> [Goal]:
In the data below, find every line that has the string "styled", and copy it.

> [Source material]:
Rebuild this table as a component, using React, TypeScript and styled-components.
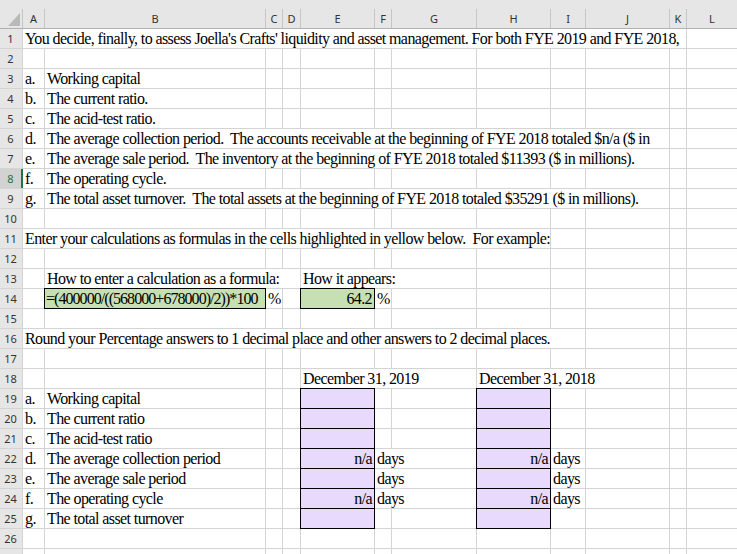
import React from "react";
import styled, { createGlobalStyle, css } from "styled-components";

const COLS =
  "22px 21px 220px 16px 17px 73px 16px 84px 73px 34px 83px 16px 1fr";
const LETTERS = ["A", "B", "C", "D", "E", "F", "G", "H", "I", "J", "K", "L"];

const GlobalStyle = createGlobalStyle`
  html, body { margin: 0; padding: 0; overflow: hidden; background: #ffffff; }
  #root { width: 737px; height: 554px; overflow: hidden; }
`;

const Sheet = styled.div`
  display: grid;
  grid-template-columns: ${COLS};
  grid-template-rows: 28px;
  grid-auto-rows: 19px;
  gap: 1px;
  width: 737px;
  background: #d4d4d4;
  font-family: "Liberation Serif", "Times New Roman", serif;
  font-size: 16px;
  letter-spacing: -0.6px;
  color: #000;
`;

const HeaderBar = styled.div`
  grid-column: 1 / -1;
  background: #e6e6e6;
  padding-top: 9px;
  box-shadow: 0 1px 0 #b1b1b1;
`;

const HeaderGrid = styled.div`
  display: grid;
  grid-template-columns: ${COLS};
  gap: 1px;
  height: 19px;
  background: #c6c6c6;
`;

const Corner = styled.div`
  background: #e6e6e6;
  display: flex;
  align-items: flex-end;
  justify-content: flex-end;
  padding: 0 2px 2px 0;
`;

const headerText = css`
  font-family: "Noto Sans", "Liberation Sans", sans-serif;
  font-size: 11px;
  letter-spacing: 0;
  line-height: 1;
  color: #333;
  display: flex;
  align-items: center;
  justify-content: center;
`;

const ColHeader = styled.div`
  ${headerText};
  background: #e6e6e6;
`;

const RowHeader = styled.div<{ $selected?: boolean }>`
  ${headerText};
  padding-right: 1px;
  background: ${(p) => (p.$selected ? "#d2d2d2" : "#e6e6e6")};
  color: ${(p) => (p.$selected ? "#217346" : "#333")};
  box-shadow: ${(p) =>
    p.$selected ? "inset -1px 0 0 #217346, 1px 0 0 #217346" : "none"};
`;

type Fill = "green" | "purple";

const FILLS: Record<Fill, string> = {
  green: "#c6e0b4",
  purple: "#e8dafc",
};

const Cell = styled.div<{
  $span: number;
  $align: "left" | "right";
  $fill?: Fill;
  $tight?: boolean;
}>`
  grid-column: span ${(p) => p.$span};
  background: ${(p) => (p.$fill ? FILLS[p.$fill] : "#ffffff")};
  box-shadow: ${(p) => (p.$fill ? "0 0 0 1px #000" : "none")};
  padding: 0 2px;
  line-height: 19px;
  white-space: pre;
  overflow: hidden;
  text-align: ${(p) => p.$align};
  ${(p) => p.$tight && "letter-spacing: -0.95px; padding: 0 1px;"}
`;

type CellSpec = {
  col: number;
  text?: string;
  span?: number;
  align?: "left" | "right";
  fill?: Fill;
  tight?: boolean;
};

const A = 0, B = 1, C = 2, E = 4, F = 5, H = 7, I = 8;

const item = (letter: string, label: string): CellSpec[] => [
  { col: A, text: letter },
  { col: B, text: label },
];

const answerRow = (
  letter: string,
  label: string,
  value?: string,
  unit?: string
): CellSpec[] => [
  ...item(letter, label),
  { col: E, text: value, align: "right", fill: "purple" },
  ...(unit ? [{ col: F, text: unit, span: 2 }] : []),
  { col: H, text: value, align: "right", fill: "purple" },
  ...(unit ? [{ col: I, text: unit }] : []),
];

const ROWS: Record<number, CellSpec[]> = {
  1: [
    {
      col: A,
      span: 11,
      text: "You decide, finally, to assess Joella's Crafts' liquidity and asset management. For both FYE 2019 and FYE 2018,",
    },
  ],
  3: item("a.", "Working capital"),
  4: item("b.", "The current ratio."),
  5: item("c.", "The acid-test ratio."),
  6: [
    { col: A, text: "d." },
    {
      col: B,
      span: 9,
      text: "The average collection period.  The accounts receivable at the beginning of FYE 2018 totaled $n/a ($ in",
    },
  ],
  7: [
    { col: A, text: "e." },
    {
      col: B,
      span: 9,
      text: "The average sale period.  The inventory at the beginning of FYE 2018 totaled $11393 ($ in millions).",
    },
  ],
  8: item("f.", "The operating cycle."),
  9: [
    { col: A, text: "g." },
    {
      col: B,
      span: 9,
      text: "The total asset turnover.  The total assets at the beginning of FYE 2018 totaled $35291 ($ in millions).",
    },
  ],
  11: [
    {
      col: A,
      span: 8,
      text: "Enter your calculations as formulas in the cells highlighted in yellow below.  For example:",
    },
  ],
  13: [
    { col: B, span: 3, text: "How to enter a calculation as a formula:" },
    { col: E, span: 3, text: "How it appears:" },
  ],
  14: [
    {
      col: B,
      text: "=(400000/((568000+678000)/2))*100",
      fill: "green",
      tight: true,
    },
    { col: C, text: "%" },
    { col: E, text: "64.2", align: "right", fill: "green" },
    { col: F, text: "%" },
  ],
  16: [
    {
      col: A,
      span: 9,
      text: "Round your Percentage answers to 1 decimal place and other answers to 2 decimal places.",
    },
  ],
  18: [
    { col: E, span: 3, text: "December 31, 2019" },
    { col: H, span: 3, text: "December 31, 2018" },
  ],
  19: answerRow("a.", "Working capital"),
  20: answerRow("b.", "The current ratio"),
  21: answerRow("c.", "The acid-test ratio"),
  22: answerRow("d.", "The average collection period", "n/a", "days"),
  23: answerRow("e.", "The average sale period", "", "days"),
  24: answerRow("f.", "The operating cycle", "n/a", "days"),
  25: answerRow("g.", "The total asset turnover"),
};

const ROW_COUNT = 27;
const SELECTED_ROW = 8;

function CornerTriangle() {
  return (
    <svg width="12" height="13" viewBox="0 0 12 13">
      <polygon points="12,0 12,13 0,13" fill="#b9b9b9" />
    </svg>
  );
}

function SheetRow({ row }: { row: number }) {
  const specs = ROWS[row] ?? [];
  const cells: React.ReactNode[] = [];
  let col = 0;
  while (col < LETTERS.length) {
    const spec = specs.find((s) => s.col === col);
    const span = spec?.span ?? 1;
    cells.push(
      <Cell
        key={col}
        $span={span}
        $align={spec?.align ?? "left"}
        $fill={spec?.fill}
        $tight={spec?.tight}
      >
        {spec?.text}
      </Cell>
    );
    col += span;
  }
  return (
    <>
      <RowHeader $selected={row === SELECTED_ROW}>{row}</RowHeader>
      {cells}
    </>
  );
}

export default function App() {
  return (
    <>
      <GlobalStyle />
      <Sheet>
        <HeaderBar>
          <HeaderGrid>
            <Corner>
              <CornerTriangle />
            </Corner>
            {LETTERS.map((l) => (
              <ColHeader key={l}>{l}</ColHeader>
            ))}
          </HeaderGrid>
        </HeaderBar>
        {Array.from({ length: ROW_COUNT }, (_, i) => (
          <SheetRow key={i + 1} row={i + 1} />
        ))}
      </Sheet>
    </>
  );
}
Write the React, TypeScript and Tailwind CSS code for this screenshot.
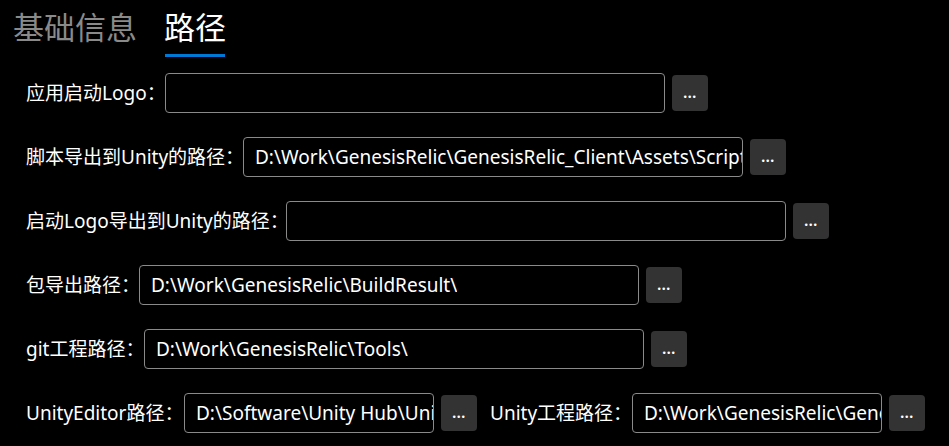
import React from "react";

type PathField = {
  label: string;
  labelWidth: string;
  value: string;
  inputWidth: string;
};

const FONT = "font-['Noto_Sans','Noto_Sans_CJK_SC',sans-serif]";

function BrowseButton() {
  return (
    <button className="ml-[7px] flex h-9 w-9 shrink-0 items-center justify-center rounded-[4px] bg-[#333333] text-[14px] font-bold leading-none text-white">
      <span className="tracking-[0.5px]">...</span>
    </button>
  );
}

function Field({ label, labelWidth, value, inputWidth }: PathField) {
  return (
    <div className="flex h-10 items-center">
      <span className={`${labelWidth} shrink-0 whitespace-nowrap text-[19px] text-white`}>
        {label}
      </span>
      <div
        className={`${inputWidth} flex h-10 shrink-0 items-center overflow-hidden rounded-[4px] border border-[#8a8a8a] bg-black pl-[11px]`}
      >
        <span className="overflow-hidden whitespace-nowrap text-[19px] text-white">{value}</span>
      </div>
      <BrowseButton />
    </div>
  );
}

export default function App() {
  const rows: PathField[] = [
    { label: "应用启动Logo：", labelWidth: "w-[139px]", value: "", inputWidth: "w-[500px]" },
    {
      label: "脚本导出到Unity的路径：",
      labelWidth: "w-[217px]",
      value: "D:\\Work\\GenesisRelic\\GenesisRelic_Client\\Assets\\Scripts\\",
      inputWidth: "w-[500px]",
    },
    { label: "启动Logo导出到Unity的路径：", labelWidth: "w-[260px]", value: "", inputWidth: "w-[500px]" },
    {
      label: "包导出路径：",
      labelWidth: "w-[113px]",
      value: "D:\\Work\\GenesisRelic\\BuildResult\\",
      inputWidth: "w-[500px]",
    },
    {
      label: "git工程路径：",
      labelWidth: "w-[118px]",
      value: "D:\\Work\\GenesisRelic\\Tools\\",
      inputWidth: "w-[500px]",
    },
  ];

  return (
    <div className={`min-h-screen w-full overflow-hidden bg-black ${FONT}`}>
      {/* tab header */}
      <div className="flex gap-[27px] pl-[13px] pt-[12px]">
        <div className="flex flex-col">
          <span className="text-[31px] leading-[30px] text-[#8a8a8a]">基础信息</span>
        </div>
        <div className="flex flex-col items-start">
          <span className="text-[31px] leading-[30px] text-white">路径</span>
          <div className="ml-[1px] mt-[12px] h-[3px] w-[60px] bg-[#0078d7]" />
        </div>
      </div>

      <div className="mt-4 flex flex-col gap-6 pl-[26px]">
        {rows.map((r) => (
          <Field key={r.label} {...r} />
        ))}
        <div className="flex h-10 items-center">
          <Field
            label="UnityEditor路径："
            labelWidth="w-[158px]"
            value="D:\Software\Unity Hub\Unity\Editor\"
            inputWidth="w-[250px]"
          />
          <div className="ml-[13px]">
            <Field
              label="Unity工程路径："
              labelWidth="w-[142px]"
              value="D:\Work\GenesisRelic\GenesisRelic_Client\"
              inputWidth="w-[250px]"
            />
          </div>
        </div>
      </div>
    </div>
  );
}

> [Output for this exercise]:
Rebuild this table as a component, using React, TypeScript and styled-components.
import styled, { createGlobalStyle, css } from "styled-components";
const Sheet = styled.div`
const HeaderBar = styled.div`
const HeaderGrid = styled.div`
const Corner = styled.div`
const ColHeader = styled.div`
const RowHeader = styled.div<{ $selected?: boolean }>`
const Cell = styled.div<{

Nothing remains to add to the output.